Yes, even non-residents engaged in the business of leasing, hiring, and plying goods carriages with a fleet of less than 10 vehicles a year can opt for presumptive income calculation under Section 44AE.

How is section 44AE calculated?
Section 44AE is calculated by multiplying the number of vehicles, the number of months and the prescribed rate. For light vehicles, the prescribed rate is Rs. 7,500 per month, and for heavy vehicles, the rate is Rs. 1,000 per month per ton of unladen/gross weight.

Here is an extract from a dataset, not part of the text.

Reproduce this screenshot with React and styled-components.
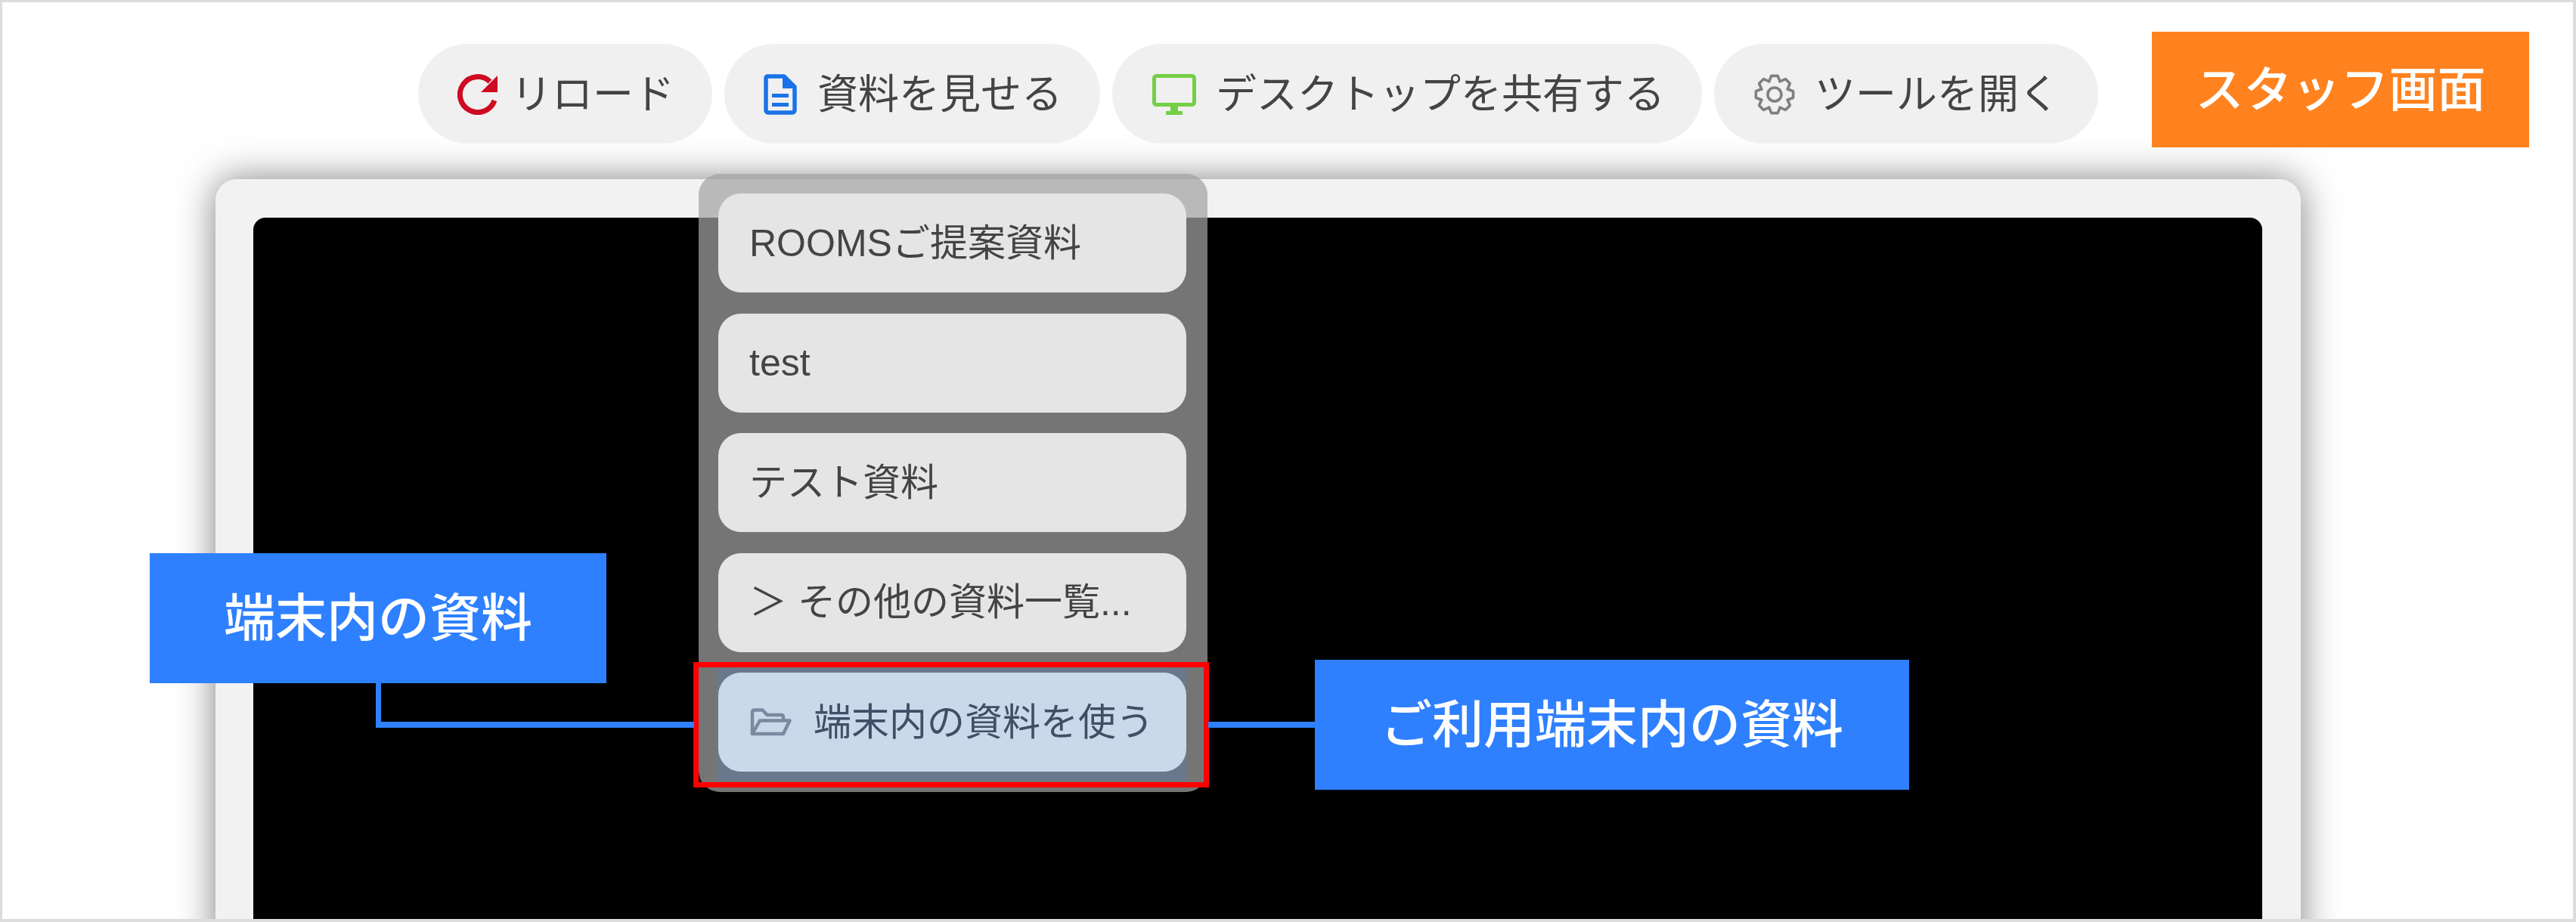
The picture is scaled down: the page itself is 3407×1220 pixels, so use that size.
import React from "react";
import styled, { createGlobalStyle } from "styled-components";

const Global = createGlobalStyle`
  html, body { margin: 0; padding: 0; background: #fff; }
  body { font-family: "Liberation Sans", "Noto Sans CJK JP", sans-serif; }
`;

const Page = styled.div`
  position: relative;
  box-sizing: border-box;
  width: 3407px;
  height: 1220px;
  border: 3px solid #dcdcdc;
  border-right-width: 4px;
  border-bottom-width: 4px;
  background: #fff;
  overflow: hidden;
`;

const Toolbar = styled.header`
  position: relative;
  z-index: 1;
  display: flex;
  justify-content: flex-end;
  align-items: flex-start;
  gap: 16px;
  padding: 39px 58px 0 0;
`;

const Pill = styled.button`
  display: flex;
  align-items: center;
  flex: none;
  box-sizing: border-box;
  width: ${(p) => p.$w}px;
  height: 132px;
  margin: 16px 0 0;
  padding: 2px 0 0 ${(p) => p.$pl}px;
  gap: ${(p) => p.$gap}px;
  border: 0;
  border-radius: 66px;
  background: #f0f0f0;
  color: #444;
  font: 400 54px/1 "Liberation Sans", "Noto Sans CJK JP", sans-serif;
  white-space: nowrap;
`;

const StaffBadge = styled.div`
  display: flex;
  align-items: center;
  justify-content: center;
  flex: none;
  width: 499px;
  height: 153px;
  margin-left: 55px;
  background: #ff821e;
  color: #fff;
  font-size: 64px;
  font-weight: 500;
  line-height: 1;
`;

const Card = styled.section`
  display: flex;
  box-sizing: border-box;
  width: 2758px;
  height: 1100px;
  margin: 42px 0 0 282px;
  padding: 51px 51px 0 50px;
  border-radius: 28px;
  background: #f2f2f2;
  box-shadow: 0 0 50px rgba(0, 0, 0, 0.5);
`;

const Screen = styled.div`
  flex: 1;
  border-radius: 16px 16px 0 0;
  background: #000;
`;

const Dropdown = styled.nav`
  position: absolute;
  z-index: 2;
  left: 921px;
  top: 227px;
  box-sizing: border-box;
  display: flex;
  flex-direction: column;
  gap: 27.5px;
  width: 673px;
  height: 818px;
  padding: 26px 28px 26px 26px;
  border-radius: 28px;
  background: rgba(162, 162, 162, 0.72);
`;

const Item = styled.div`
  display: flex;
  align-items: center;
  flex: none;
  gap: 29px;
  box-sizing: border-box;
  height: 131px;
  padding-left: ${(p) => p.$pl || 41}px;
  border-radius: 30px;
  background: ${(p) => (p.$active ? "#cbd8ea" : "#e5e5e5")};
  color: ${(p) => (p.$active ? "#3f4f66" : "#444")};
  font-size: 50px;
  line-height: 1;
  white-space: nowrap;
`;

const ActiveStrip = styled.div`
  margin: -6px 0 -12px -2px;
  padding: 6px 0 12px 2px;
  background: #6a788d;
`;

const RedFrame = styled.div`
  position: absolute;
  z-index: 3;
  left: 914px;
  top: 873px;
  box-sizing: border-box;
  width: 682px;
  height: 166px;
  border: 7px solid #ff0000;
`;

const Leader = styled.div`
  position: absolute;
  z-index: 3;
  left: ${(p) => p.$x}px;
  top: ${(p) => p.$y}px;
  width: ${(p) => p.$w}px;
  height: ${(p) => p.$h}px;
  background: #2e80ff;
`;

const Callout = styled.div`
  position: absolute;
  z-index: 4;
  left: ${(p) => p.$x}px;
  top: ${(p) => p.$y}px;
  display: flex;
  align-items: center;
  justify-content: center;
  width: ${(p) => p.$w}px;
  height: 172px;
  background: #2e80ff;
  color: #fff;
  font-size: 68px;
  font-weight: 500;
  line-height: 1;
`;

const Svg = styled.svg`
  flex: none;
  display: block;
`;

const ReloadIcon = () => (
  <Svg width="54" height="54" viewBox="0 0 54 54">
    <path d="M43 10A23.5 23.5 0 1 0 49 35" fill="none" stroke="#cf0a23" strokeWidth="7" />
    <path d="M53 2V24H31Z" fill="#cf0a23" />
  </Svg>
);

const DocIcon = () => (
  <Svg width="44" height="54" viewBox="0 0 44 54">
    <path
      d="M5 3H27L41 17V48a3 3 0 0 1-3 3H6a3 3 0 0 1-3-3V5a2 2 0 0 1 2-2Z"
      fill="none"
      stroke="#1a73e8"
      strokeWidth="5.5"
      strokeLinejoin="round"
    />
    <path d="M25 1L43 19H25Z" fill="#1a73e8" />
    <path d="M11 26H33V31H11ZM11 38H33V43H11Z" fill="#1a73e8" />
  </Svg>
);

const MonitorIcon = () => (
  <Svg width="58" height="54" viewBox="0 0 58 54">
    <rect x="2.5" y="2.5" width="53" height="38" rx="3" fill="none" stroke="#74cf46" strokeWidth="5" />
    <path d="M24 42H34V49H40V54H18V49H24Z" fill="#74cf46" />
  </Svg>
);

const gearPoints = () => {
  const pts = [];
  const step = Math.PI / 4;
  for (let i = 0; i < 8; i++) {
    const a = i * step - Math.PI / 2;
    [
      [-0.4, 18.5],
      [-0.17, 25],
      [0.17, 25],
      [0.4, 18.5],
    ].forEach(([d, r]) => {
      const t = a + d;
      pts.push(`${(27 + r * Math.cos(t)).toFixed(2)},${(27 + r * Math.sin(t)).toFixed(2)}`);
    });
  }
  return pts.join(" ");
};

const GearIcon = () => (
  <Svg width="54" height="54" viewBox="0 0 54 54">
    <polygon points={gearPoints()} fill="none" stroke="#808080" strokeWidth="3.6" strokeLinejoin="round" />
    <circle cx="27" cy="27" r="9" fill="none" stroke="#808080" strokeWidth="3.6" />
  </Svg>
);

const FolderIcon = () => (
  <Svg width="56" height="37" viewBox="0 0 56 37">
    <path
      d="M4 34V5.500Q4 2.500 7 2.500H17.500L23.500 9H42Q45 9 45 12V16M4 34H45L53.500 16.500H14L4 34"
      fill="none"
      stroke="#7a899f"
      strokeWidth="4.500"
      strokeLinejoin="round"
      strokeLinecap="round"
    />
  </Svg>
);

const menu = ["ROOMSご提案資料", "test", "テスト資料", "＞ その他の資料一覧..."];

export default function App() {
  return (
    <>
      <Global />
      <Page>
        <Toolbar>
          <Pill $w={389} $pl={52} $gap={17}>
            <ReloadIcon />
            リロード
          </Pill>
          <Pill $w={497} $pl={52} $gap={27}>
            <DocIcon />
            資料を見せる
          </Pill>
          <Pill $w={780} $pl={53} $gap={26}>
            <MonitorIcon />
            デスクトップを共有する
          </Pill>
          <Pill $w={508} $pl={53} $gap={26}>
            <GearIcon />
            ツールを開く
          </Pill>
          <StaffBadge>スタッフ画面</StaffBadge>
        </Toolbar>
        <Card>
          <Screen />
        </Card>
        <Dropdown>
          {menu.map((label) => (
            <Item key={label}>{label}</Item>
          ))}
          <ActiveStrip>
            <Item $active $pl={41}>
              <FolderIcon />
              端末内の資料を使う
            </Item>
          </ActiveStrip>
        </Dropdown>
        <RedFrame />
        <Leader $x={494} $y={890} $w={7} $h={70} />
        <Leader $x={494} $y={952} $w={421} $h={8} />
        <Leader $x={1595} $y={952} $w={142} $h={8} />
        <Callout $x={195} $y={729} $w={604}>端末内の資料</Callout>
        <Callout $x={1736} $y={870} $w={786}>ご利用端末内の資料</Callout>
      </Page>
    </>
  );
}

What is the income scheme under section 44AD or 44AE?
Section 44AE focuses on businesses engaged in the hiring, leasing, and plying of goods carriages. However, Section 44AD outlines a presumptive income scheme for businesses other than those covered under Section 44AE, agency businesses, commission businesses, and brokerage businesses.

Is 44AE compulsory?
No. Opting for Section 44AE is not mandatory. You can opt for the presumptive scheme under this section for simpler tax calculations and freedom from bookkeeping and audits. However, if you require deductions u/s 30-38, you can avoid opting for this Section.

What is profit under section 44AE?
Profit is the income generated from the business in a given financial year. Under Section 44AE, it is calculated at a prescribed rate of Rs. 7,500 per month for light vehicles and Rs. 1,000 per month per ton of the gross weight of heavy vehicles.